Second Circuit issued a summary order the other day in a habeas case. It's called Ridgeway v. Zon, 09-4789-cv. I originally missed it since it did not have the customary "pr" after it. However, I looked closely at the titles of the list of summary orders, just in case, and the name just seemed familiar. It was not a case that appeared on the Pending Second Circuit Cases Page. That's because it was a Second Circuit COA grant with a pre-2010 docket number. In other words, a pre-ECF case, so no ability to search for the COA order.
Fortunately, my familiarity with the name of the case was because I wrote about the district court's decision (back when I was covering every district court decision that came out -- in retrospect, I can't believe I had the time to do that). You can read the DJ's decision here. This was a case where I thought the DJ's reasoning was completely unpersuasive on the IAC claim. The IAC claim was based on counsel's failure to consult an expert on vague evidence of sexual abuse. The Second Circuit has held, on several occasions, that counsel can be considered ineffective for this very reason. Nevertheless, the DJ did not grant a COA, but the Second Circuit did.
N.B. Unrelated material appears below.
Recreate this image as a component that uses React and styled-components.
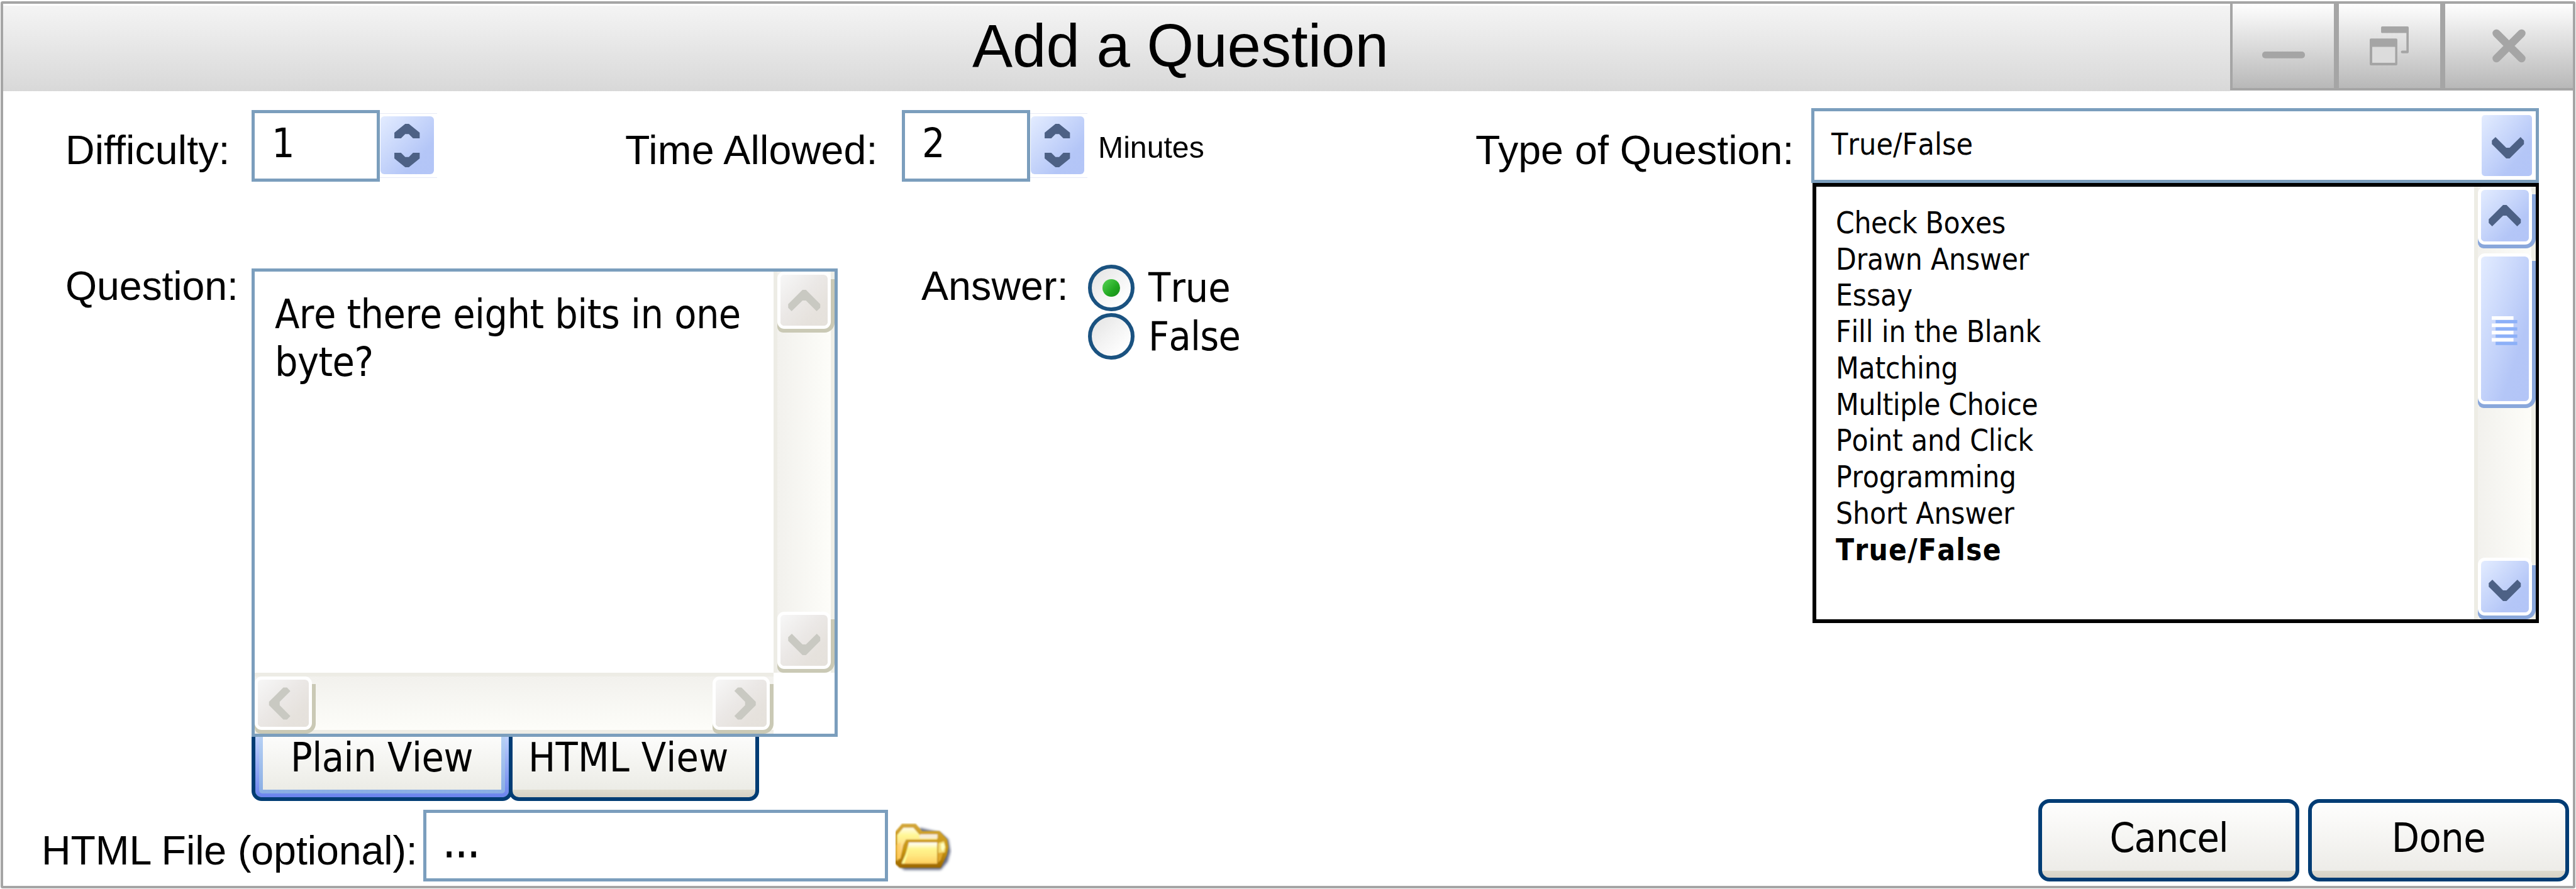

And the Second Circuit agreed with me that the IAC claim was "not without force." However -- and this really made my blood boil to the extreme -- the court concluded that its hands were tied because of Cullen v. Pinholster. Essentially, because the state court did not hold an evidentiary hearing to review the IAC claim, there was not enough facts in the state court record to conclude that the state court got it wrong, even though there are reasons to believe that further factual inquiry would show that counsel was ineffective.
And the Second Circuit appearred to voice some distaste with this situation. Here's what they say:
Ridgeway's appeal from his conviction under New York Criminal Procedure Law § 440.10 was decided on the merits by the Niagara County Court. The record in that court is sparse, to say the least, see Res. Br. 7-8 (discussing the state court record on appeal), and failed to establish conclusively that Ridgeway's counsel had not consulted a medical expert or ignored Ridgeway's request to call his relatives. To be sure, additional information proffered before the District Court appears to lend some credence to Ridgeway's claims. As in other cases, see Eze v. Senkowski, 321 F.3d 110, 135-36 (2d Cir. 2003), we might have remanded the cause to give Ridgeway's counsel an opportunity to explain behavior that does not appear to have been the product of "appropriate strategic considerations," Pavel v. Hollins, 261 F.3d 210, 223 (2d Cir. 2001) (finding that attorney's decision not to prepare a defense because he believed that the trial court would grant his motion to dismiss was "not the sort of conscious, reasonably informed decision made by an attorney with an eye to benefitting his client"). However, the Supreme Court has now apparently foreclosed that avenue for us here. See Cullen, 131 S. Ct. at 1413 (Sotomayor, J., dissenting) ("[n]ew evidence adduced at a federal evidentiary hearing is now irrelevant to determining whether a petitioner has satisfied § 2254(d)(1).").
As I have said before, this is a real, real problem. It renders the system entirely unfair. There is now a huge loophole in the law. This case shows it. When faced with a decent claim that requires more factfinding, an uninterested state court can simply immunize a denial of relief from habeas review by failing to hold a hearing.
This is completely untenable. The AEDPA needs to be amended.